Steve Chiotakis: Any day now the Obama administration is set to unveil its new vision for banking industry oversight. There are lots of federal regulators and the White House is likely to recommend consolidating them. But that’s been tried already, in the United Kingdom. And the results don’t inspire much confidence. Here’s Marketplace’s John Dimsdale.


John Dimsdale: The administration wants to combine bank regulators. And back in 1998, Great Britain did just that — creating the Financial Services Authority. Was that a success?

Martin Baily: Their financial crisis is at least as bad as ours. From that point of view, it did not work.

Martin Baily chaired President Clinton’s Council of Economic Advisers. He says the central British regulator didn’t prevent the collapse of several British banks. And some U.S. lawmakers say that’s proof consolidation is no fix.

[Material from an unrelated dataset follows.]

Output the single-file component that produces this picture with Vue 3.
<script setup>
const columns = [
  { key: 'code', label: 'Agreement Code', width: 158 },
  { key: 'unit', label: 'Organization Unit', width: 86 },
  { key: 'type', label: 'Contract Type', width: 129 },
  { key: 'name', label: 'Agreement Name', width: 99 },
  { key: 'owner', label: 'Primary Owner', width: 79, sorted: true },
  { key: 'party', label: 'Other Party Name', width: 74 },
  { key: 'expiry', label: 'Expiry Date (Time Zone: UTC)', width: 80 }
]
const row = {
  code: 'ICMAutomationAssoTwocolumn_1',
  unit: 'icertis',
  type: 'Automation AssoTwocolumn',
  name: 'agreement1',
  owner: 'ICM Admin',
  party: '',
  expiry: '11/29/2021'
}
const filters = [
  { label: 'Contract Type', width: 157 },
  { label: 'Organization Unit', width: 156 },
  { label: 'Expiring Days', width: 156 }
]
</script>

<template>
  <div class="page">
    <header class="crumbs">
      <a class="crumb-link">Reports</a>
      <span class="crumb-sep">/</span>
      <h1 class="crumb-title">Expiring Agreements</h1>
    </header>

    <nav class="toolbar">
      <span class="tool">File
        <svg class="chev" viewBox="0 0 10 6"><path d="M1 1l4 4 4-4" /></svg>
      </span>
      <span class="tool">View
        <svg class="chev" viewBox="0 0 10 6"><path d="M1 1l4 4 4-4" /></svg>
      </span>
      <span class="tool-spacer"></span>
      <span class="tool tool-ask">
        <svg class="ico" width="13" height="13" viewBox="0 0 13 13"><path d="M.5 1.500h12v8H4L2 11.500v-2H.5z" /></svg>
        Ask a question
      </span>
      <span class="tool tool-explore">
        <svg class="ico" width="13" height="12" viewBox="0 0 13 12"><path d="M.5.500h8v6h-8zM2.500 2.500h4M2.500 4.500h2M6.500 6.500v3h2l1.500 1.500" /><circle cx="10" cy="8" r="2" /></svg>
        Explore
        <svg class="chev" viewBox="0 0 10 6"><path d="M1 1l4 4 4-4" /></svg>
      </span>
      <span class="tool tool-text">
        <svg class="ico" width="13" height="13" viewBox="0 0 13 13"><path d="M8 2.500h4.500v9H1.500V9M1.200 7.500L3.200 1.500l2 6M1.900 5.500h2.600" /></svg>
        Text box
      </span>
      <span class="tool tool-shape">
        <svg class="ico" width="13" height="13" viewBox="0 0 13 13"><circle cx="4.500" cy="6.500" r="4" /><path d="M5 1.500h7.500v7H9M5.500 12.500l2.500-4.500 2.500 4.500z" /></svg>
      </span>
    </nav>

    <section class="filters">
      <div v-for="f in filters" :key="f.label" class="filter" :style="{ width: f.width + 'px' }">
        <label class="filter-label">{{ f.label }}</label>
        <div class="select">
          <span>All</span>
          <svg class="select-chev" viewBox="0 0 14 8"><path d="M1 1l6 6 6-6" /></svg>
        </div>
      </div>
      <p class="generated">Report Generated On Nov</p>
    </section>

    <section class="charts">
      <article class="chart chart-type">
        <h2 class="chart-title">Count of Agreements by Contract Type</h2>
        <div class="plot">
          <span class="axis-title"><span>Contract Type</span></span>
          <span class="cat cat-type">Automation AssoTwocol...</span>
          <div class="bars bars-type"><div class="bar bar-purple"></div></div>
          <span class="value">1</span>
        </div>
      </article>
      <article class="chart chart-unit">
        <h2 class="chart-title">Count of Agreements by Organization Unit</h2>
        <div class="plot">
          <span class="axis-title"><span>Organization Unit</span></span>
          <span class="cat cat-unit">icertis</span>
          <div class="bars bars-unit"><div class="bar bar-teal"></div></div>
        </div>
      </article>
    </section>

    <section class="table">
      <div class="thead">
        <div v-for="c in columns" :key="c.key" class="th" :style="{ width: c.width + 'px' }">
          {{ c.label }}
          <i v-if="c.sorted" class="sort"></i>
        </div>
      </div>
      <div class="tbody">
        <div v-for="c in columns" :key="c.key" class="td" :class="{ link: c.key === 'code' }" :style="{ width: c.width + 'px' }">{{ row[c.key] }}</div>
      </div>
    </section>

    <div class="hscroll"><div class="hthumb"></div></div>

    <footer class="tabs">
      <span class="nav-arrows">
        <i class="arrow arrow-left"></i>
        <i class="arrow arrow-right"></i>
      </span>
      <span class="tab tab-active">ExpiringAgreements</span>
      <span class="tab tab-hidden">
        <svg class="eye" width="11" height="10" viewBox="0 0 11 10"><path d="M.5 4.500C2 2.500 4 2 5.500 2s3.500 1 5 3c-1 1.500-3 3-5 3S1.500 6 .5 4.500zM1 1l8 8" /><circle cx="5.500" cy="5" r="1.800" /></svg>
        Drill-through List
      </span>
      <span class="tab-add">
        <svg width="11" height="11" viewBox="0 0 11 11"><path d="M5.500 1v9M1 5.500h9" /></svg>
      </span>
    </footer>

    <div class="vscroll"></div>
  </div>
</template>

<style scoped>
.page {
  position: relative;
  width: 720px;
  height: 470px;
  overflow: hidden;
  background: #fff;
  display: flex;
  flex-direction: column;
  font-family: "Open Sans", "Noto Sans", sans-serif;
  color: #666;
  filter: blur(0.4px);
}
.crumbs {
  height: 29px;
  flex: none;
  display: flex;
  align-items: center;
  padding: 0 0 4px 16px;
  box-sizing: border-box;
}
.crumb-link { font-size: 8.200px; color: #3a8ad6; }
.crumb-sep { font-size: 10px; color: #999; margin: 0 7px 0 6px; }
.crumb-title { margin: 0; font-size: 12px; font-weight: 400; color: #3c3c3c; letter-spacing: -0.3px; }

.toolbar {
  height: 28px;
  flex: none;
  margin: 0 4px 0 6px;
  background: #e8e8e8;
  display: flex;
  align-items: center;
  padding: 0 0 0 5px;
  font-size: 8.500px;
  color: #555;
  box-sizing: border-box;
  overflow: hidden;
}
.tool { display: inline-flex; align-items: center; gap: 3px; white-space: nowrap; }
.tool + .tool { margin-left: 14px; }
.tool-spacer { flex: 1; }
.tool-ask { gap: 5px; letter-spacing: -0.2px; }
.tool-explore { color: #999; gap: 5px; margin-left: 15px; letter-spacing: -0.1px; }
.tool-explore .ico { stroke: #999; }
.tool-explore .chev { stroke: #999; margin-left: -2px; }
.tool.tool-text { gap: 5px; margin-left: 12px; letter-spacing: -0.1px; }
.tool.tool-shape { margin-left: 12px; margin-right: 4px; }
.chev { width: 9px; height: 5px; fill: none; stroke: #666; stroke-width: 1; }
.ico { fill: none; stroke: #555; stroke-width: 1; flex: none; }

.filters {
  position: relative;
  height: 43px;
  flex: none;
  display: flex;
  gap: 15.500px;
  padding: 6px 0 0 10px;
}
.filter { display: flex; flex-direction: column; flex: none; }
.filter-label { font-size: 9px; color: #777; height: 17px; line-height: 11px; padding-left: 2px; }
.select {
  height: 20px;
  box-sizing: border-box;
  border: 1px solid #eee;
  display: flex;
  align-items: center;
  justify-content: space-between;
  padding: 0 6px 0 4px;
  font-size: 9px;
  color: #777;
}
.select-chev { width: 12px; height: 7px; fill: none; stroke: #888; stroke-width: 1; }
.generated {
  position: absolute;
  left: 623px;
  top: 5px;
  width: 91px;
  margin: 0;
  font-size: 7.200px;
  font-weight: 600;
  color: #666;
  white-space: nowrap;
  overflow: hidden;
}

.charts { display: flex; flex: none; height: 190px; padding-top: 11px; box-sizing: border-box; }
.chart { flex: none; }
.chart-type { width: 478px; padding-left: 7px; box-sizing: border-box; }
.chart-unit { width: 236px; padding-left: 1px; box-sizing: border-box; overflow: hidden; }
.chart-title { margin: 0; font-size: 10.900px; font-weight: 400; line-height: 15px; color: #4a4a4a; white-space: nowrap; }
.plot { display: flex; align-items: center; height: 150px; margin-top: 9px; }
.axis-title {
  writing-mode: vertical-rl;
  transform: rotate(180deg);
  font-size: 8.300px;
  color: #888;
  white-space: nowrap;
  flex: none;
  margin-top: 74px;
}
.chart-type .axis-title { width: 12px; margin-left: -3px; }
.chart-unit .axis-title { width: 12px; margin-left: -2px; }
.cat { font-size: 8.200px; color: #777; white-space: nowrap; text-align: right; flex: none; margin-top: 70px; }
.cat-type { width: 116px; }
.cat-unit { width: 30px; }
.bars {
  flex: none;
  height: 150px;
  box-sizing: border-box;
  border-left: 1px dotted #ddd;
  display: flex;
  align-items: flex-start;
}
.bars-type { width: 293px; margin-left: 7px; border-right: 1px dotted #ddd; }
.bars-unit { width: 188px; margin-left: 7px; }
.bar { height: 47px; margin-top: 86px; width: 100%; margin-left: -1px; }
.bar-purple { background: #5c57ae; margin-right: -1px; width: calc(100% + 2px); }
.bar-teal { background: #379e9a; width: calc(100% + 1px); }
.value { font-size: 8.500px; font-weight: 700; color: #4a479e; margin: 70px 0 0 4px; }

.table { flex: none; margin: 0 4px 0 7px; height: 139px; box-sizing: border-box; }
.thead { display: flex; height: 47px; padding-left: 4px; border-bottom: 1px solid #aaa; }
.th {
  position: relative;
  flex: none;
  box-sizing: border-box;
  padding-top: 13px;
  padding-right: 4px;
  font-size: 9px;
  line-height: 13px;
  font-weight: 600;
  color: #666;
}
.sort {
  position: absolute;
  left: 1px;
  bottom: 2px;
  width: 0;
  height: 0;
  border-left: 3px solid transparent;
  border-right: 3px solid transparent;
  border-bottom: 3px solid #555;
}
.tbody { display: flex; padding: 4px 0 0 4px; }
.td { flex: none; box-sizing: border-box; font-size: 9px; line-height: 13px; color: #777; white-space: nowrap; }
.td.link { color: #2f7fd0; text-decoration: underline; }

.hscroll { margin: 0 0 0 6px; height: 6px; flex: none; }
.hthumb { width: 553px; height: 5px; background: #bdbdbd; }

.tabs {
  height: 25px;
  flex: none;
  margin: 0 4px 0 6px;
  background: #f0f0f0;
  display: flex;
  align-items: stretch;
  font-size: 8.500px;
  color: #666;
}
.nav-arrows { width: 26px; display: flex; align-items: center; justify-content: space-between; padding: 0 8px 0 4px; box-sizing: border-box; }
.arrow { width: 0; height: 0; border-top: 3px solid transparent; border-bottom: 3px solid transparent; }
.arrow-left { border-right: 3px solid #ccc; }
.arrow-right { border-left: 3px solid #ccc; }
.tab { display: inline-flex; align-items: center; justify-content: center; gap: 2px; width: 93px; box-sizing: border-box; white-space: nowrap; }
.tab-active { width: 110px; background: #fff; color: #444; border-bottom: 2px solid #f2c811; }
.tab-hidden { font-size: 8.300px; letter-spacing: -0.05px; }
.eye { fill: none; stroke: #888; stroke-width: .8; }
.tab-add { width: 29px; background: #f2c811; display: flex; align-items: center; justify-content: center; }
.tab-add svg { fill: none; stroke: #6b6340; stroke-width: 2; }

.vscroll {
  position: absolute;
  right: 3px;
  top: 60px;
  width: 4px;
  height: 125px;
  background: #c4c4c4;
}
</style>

Baily: I don’t think you can draw that conclusion yet.

Baily says Britain put too many firewalls between the new bank regulator and the country’s central bank. When regulators needed lower interest rates to save banks, there was no coordination.

Baily: If you are going to consolidate your financial services authority, you need to make sure that it has close ties to the central bank, which is the lender of last resort.

Baily says that doesn’t rule out consolidation…if it’s done right.

In Washington I’m John Dimsdale for Marketplace.